TASK DIRECTIONS -> Among the lines below, list those containing the string "What".

DATA FOR THE TASK ->
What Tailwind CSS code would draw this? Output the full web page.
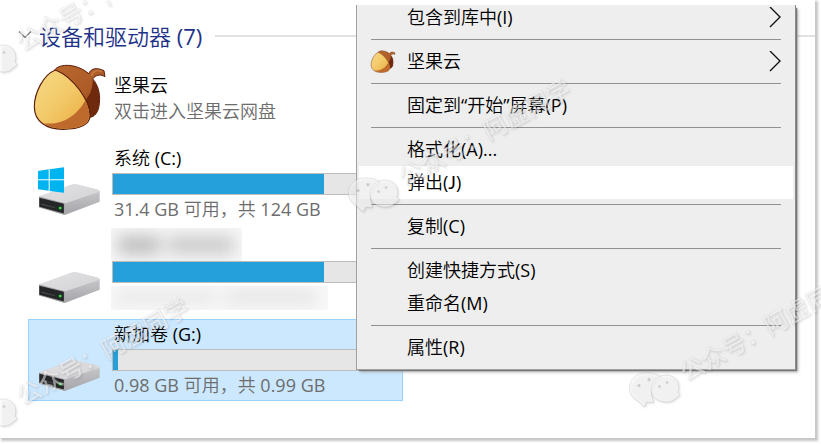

--

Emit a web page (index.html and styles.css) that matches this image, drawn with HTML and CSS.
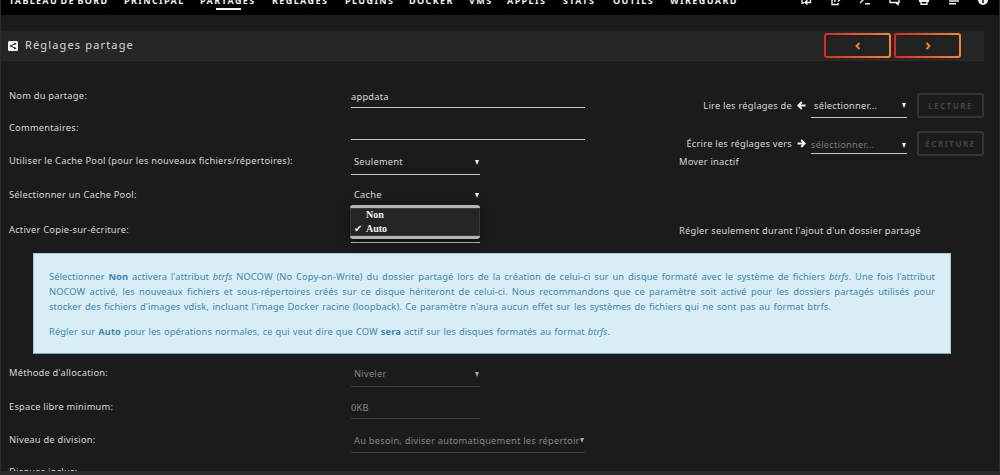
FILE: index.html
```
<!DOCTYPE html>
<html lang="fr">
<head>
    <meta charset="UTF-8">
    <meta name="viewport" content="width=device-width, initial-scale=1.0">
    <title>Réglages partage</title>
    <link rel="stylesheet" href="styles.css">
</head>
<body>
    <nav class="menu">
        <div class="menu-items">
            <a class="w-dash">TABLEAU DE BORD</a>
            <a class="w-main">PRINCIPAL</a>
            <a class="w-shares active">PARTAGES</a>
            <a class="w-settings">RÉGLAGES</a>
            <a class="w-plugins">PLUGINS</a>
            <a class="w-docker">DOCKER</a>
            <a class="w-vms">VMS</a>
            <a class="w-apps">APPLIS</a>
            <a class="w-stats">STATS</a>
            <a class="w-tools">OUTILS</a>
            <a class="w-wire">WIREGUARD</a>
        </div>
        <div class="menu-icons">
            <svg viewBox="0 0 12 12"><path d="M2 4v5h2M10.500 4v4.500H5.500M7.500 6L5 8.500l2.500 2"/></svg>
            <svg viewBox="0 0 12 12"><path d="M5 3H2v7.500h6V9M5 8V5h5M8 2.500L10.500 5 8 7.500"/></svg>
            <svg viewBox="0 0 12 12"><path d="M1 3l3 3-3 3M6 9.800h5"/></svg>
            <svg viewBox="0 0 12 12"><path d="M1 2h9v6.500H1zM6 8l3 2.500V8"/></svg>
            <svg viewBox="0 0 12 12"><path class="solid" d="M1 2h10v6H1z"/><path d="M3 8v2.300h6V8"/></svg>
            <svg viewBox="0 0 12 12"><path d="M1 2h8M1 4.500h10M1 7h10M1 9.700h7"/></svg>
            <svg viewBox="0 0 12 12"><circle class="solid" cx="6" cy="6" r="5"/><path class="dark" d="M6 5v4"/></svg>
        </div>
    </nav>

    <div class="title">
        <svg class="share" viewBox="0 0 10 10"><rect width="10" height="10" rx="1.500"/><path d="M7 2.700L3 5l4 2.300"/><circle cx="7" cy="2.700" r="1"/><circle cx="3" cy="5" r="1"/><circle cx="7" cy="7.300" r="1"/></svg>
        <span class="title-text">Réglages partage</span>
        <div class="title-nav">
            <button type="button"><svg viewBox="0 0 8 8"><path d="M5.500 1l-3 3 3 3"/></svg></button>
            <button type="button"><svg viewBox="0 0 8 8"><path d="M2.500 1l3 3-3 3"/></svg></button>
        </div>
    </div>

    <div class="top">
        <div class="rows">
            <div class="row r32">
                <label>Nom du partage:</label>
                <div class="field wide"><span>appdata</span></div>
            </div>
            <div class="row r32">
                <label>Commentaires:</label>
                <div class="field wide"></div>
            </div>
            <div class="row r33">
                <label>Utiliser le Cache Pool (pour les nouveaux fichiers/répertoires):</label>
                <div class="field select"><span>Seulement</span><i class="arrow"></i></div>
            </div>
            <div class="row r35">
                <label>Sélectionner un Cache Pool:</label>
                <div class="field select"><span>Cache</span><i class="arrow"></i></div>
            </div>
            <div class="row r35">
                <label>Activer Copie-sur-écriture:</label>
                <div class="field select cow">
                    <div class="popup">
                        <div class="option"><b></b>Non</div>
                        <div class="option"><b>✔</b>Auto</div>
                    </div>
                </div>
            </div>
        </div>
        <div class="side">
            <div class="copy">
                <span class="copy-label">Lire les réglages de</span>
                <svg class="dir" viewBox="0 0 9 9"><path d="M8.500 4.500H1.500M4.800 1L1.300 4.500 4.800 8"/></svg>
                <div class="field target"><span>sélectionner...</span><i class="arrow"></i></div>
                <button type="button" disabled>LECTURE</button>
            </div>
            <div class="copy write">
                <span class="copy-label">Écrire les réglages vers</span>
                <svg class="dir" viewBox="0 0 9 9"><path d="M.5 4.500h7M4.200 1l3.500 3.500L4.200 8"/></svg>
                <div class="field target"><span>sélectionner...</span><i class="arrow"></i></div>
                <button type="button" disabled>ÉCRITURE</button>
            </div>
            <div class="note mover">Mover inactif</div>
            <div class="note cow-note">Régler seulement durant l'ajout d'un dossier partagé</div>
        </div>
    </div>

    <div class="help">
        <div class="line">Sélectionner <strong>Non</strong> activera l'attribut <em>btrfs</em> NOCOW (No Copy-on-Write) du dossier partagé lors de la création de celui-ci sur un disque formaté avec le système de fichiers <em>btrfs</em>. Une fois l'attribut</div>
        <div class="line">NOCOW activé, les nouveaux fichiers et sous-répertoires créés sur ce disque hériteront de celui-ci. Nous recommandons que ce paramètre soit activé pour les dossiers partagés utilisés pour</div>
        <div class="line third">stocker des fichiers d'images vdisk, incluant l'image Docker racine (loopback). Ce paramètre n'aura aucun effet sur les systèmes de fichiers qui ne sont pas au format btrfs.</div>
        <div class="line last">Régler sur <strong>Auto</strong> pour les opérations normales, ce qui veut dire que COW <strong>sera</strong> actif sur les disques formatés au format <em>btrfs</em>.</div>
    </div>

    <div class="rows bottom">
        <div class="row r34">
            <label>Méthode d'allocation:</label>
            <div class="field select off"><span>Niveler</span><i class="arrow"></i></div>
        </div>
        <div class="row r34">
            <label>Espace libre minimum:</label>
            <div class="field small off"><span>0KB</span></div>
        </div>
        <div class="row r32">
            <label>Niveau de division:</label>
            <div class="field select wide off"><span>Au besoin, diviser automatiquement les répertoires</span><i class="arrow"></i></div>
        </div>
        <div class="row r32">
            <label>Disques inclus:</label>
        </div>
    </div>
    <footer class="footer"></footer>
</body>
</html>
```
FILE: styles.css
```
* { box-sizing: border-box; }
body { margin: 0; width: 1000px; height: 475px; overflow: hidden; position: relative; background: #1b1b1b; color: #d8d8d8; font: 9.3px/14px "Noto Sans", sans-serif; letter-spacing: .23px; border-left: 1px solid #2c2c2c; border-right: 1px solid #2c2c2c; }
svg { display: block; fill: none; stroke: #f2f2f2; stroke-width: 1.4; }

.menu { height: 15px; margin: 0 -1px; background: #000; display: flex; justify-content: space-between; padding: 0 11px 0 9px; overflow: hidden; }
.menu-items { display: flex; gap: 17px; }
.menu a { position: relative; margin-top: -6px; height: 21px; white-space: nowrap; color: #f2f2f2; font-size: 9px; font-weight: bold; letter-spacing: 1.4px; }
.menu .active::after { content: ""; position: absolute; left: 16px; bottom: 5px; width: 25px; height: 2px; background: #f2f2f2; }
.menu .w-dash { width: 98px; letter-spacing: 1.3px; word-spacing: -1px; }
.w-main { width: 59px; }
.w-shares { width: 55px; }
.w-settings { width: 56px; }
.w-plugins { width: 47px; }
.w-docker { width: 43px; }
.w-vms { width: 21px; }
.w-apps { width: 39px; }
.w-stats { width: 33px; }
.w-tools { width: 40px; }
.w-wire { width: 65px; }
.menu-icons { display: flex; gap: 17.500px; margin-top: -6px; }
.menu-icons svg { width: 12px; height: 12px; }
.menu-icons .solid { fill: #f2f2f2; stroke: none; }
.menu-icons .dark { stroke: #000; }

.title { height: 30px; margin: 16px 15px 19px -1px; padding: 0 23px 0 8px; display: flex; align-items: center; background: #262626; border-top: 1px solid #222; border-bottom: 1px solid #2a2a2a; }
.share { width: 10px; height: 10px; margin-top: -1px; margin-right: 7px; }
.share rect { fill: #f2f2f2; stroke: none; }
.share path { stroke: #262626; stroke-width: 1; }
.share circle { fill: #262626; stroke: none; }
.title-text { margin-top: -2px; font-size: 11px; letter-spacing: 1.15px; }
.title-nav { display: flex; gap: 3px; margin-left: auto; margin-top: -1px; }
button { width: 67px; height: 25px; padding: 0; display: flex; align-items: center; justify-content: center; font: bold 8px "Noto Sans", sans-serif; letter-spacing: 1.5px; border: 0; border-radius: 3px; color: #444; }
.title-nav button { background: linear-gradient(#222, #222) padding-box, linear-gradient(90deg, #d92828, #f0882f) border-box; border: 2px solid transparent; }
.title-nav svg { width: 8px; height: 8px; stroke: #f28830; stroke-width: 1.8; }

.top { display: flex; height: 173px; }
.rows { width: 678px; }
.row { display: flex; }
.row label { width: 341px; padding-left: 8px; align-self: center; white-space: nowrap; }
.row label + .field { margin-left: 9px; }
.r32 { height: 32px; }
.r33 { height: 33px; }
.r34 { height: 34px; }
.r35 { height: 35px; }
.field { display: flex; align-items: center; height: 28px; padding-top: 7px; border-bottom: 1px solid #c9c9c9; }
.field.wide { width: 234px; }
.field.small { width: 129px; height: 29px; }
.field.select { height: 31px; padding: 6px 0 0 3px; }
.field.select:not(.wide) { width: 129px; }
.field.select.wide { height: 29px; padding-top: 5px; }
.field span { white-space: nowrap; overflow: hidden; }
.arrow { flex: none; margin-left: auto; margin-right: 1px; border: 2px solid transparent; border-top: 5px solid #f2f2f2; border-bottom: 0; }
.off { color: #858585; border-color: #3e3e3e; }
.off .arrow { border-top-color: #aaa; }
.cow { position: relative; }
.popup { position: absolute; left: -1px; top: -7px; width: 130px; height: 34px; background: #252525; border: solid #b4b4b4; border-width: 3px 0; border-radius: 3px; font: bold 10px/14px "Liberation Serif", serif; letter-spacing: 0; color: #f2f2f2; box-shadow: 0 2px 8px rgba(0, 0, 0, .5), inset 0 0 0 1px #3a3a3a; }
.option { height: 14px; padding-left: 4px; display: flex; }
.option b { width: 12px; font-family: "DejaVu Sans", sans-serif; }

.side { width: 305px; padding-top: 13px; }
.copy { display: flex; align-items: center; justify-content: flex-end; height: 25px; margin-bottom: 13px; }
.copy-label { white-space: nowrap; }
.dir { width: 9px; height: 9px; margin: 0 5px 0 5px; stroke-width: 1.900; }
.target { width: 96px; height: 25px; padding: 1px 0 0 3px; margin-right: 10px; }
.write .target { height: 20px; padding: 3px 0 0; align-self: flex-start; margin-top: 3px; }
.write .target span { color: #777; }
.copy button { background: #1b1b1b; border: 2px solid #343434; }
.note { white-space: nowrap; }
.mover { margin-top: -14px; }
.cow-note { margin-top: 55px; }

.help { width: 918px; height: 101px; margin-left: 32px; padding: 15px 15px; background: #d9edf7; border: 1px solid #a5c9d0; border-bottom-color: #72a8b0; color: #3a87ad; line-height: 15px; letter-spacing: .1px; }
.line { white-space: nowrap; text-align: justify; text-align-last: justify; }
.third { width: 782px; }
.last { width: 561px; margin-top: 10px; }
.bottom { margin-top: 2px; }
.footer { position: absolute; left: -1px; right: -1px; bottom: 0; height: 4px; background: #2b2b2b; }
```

* * *

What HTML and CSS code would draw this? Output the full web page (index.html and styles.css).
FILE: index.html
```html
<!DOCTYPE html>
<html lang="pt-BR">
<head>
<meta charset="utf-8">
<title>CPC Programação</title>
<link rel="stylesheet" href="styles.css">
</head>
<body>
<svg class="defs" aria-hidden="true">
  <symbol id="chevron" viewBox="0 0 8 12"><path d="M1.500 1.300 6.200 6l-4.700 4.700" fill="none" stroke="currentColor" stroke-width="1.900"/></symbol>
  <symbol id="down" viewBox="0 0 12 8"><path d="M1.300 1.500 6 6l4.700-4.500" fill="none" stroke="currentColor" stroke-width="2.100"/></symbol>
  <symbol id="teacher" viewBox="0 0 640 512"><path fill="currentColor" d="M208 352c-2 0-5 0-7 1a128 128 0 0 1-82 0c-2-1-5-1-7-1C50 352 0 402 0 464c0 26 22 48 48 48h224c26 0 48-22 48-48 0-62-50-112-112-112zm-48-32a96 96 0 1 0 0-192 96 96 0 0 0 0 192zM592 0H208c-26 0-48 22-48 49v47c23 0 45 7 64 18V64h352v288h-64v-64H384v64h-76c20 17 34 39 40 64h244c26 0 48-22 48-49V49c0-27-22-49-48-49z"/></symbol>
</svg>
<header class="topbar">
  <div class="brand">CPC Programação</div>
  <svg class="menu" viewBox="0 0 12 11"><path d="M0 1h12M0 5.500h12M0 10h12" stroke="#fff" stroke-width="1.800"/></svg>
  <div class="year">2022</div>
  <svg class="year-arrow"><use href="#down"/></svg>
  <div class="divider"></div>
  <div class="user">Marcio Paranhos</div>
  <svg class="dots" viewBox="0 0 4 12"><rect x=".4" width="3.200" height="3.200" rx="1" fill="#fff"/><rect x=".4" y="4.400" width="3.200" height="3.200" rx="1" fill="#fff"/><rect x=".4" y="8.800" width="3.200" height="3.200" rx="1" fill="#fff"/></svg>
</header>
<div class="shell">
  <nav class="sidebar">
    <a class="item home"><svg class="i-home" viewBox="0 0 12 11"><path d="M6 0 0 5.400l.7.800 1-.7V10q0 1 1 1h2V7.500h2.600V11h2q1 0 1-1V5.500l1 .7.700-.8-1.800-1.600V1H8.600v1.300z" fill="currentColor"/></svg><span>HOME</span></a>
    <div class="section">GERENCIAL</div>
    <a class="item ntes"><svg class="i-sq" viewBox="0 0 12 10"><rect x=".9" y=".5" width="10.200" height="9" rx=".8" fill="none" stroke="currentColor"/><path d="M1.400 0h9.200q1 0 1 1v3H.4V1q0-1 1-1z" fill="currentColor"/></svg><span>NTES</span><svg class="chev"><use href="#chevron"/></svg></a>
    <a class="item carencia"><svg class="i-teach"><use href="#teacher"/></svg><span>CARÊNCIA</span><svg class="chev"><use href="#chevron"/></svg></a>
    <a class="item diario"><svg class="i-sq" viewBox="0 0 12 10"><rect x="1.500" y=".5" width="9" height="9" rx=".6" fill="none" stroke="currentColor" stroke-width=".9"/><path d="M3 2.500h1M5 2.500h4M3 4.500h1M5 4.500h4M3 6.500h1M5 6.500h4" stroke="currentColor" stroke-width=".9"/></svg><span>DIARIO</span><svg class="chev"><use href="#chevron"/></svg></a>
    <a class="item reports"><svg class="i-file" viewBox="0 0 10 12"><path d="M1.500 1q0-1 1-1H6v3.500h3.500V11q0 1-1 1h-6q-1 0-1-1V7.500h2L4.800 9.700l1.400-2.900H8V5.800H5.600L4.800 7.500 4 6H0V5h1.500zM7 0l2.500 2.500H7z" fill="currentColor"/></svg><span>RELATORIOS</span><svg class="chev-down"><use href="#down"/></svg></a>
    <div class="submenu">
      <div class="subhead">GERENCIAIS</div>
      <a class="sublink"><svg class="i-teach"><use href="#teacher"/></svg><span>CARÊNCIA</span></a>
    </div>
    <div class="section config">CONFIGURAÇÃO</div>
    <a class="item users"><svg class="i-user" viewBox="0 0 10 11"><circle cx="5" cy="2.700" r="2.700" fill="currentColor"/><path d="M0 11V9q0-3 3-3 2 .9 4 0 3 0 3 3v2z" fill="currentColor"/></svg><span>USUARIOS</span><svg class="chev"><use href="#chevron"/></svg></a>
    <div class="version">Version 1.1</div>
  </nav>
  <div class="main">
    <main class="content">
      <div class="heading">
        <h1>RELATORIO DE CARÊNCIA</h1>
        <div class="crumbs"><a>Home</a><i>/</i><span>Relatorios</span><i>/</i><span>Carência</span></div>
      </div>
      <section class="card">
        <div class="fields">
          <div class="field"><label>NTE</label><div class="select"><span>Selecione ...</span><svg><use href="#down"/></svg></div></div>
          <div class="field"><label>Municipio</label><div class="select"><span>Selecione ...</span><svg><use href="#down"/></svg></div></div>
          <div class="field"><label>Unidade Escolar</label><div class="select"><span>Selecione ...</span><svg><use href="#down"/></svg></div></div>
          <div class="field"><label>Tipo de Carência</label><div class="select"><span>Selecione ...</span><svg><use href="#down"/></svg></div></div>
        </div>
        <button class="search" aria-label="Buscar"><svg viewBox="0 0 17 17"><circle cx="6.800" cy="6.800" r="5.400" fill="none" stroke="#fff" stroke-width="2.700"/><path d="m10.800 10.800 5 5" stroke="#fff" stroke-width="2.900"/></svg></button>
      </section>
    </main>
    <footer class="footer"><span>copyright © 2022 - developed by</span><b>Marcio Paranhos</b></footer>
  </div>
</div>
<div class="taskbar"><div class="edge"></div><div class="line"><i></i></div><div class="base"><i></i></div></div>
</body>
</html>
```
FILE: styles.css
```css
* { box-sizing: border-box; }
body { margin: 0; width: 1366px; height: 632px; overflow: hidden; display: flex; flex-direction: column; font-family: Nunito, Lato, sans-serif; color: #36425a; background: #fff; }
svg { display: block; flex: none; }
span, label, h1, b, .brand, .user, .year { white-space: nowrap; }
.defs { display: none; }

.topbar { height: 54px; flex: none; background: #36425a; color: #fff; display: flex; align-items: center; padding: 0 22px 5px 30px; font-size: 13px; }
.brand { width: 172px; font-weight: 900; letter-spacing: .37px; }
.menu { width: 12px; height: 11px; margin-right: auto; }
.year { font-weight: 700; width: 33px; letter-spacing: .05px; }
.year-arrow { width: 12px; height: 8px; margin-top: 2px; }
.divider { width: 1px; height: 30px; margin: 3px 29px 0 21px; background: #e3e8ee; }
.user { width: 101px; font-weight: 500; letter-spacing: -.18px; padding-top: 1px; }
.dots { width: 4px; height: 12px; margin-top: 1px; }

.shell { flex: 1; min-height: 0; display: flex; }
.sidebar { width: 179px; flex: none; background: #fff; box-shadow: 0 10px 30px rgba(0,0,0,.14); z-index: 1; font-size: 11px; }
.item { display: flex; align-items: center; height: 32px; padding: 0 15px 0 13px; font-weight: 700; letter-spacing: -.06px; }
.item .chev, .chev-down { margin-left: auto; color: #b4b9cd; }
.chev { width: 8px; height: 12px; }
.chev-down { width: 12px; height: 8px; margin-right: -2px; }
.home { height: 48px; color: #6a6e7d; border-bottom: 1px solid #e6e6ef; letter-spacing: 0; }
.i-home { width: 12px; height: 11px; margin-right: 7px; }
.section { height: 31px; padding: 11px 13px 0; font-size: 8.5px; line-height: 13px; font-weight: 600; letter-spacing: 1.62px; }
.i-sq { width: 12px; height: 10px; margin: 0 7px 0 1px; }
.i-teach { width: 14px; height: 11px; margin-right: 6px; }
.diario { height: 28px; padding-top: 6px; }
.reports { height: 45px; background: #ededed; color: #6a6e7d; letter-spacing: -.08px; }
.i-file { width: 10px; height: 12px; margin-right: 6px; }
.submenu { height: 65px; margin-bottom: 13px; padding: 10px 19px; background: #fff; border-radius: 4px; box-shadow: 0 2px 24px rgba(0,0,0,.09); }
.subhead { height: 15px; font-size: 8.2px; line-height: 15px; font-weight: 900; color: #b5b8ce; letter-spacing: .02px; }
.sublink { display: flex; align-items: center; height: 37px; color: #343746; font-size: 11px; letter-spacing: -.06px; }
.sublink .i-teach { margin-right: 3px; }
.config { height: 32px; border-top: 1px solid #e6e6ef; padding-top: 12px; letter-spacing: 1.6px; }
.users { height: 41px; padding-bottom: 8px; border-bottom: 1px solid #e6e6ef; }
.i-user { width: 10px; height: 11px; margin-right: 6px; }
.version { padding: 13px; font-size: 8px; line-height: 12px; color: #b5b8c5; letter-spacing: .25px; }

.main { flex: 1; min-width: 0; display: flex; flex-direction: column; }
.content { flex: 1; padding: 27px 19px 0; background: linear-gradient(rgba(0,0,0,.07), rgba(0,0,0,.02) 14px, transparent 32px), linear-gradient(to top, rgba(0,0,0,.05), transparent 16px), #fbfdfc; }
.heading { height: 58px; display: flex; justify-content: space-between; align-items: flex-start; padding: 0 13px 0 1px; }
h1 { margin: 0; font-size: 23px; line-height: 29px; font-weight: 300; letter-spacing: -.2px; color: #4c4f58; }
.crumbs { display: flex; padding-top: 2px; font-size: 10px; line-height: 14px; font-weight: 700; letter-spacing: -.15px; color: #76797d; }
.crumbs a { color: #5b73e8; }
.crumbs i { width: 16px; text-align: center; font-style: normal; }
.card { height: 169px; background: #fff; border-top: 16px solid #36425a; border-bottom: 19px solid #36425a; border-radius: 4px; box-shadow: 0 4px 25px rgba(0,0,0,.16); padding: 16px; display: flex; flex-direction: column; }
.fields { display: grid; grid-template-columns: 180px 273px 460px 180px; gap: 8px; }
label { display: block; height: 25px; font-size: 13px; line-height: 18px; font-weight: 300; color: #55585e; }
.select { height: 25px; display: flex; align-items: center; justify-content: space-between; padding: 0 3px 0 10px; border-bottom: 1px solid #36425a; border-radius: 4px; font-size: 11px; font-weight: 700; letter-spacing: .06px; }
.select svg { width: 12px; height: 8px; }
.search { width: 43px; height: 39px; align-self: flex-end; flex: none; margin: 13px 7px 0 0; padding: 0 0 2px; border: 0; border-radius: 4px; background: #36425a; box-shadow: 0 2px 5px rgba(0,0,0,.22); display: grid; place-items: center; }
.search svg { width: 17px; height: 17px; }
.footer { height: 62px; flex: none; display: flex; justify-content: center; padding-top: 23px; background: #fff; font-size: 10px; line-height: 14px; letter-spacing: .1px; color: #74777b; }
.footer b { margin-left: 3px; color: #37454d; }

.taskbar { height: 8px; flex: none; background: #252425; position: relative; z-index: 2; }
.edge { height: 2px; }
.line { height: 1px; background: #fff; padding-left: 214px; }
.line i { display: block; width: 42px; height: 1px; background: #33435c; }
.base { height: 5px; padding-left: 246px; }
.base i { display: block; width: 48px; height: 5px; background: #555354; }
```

REPLY TO THE TASK ->
What Tailwind CSS code would draw this? Output the full web page.
What HTML and CSS code would draw this? Output the full web page (index.html and styles.css).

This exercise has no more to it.